What’s particularly interesting from a matrix algebra perspective is how the approach essentially creates a consensus through multiple iterations. The feedback forms a vector of critiques that gets repeatedly applied to transform the output into a better state. The process converges toward an optimal solution by leveraging the collective knowledge of multiple models.

The Results: Does It Actually Work?

The researchers tested N-CRITICS on multiple open-source models (Llama-70B, WizardLM, Koala-13B, Vicuna-13B) and the results were impressive:

For Toxicity Reduction:

  • Reduced toxic content from 21.3% to just 6.8% (for Wizard-13B)
  • Outperformed even some supervised methods that require special training

For Factual Hallucination:

  • Improved accuracy on TriviaQA questions by ~5% (from 73.15% to 78.02%)
  • Boosted F1 scores across three different question-answering datasets

What’s particularly notable is that adding more critics (up to 4) and more refinement iterations consistently improved results. However, there were diminishing returns beyond 4 critics, suggesting there’s a practical limit to how many opinions help.

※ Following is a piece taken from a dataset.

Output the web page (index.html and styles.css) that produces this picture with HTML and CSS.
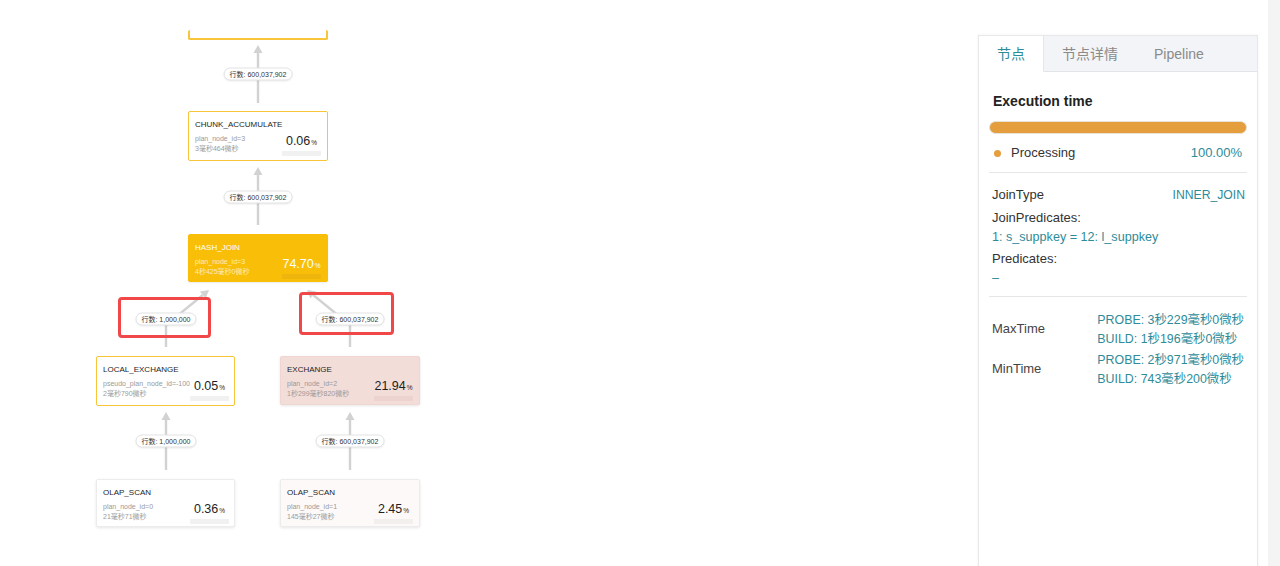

Why This Matters: Beyond the Numbers

The implications go far beyond just making AI a bit more accurate. This approach represents a shift in how we think about AI improvement:

  1. Democratizing safety: Open-source models can now have safety mechanisms without depending on proprietary systems
  2. Computational efficiency: No need to retrain massive models
  3. Extensibility: The same approach can potentially work for many different types of errors
  4. A new paradigm: Moving from single monolithic models to collaborative AI systems

This collective intelligence approach might be closer to how humans actually learn and improve - through social feedback and iterative refinement.

Limitations and Future Directions

The researchers acknowledge several limitations with their current approach:

  • The quality of feedback depends entirely on the critic models’ capabilities
  • Shared biases across models might go uncorrected
  • The iterative process adds computational overhead
  • Current experiments were primarily in English

Future work could extend this approach to other domains like code generation, mathematical reasoning, and multilingual applications.

The Big Picture: Self-Correcting AI

What makes N-CRITICS particularly exciting is how it mimics human learning processes. Just as we improve through reflection and feedback, AI systems might follow a similar path.

The paper represents an important step toward what many researchers consider essential for advanced AI: systems that can recognize and correct their own mistakes through both self-reflection and external feedback.

As LLMs become more capable and more widely deployed, approaches like N-CRITICS offer a promising path toward making them safer, more accurate, and more helpful without requiring massive new training runs or proprietary tools.

References

Mousavi, S., Gutierrez, R. L., Rengarajan, D., Gundecha, V., Babu, A. R., Naug, A., Guillen, A., & Sarkar, S. (2023). N-CRITICS: Self-Refinement of Large Language Models with Ensemble of Critics. arXiv:2310.18679.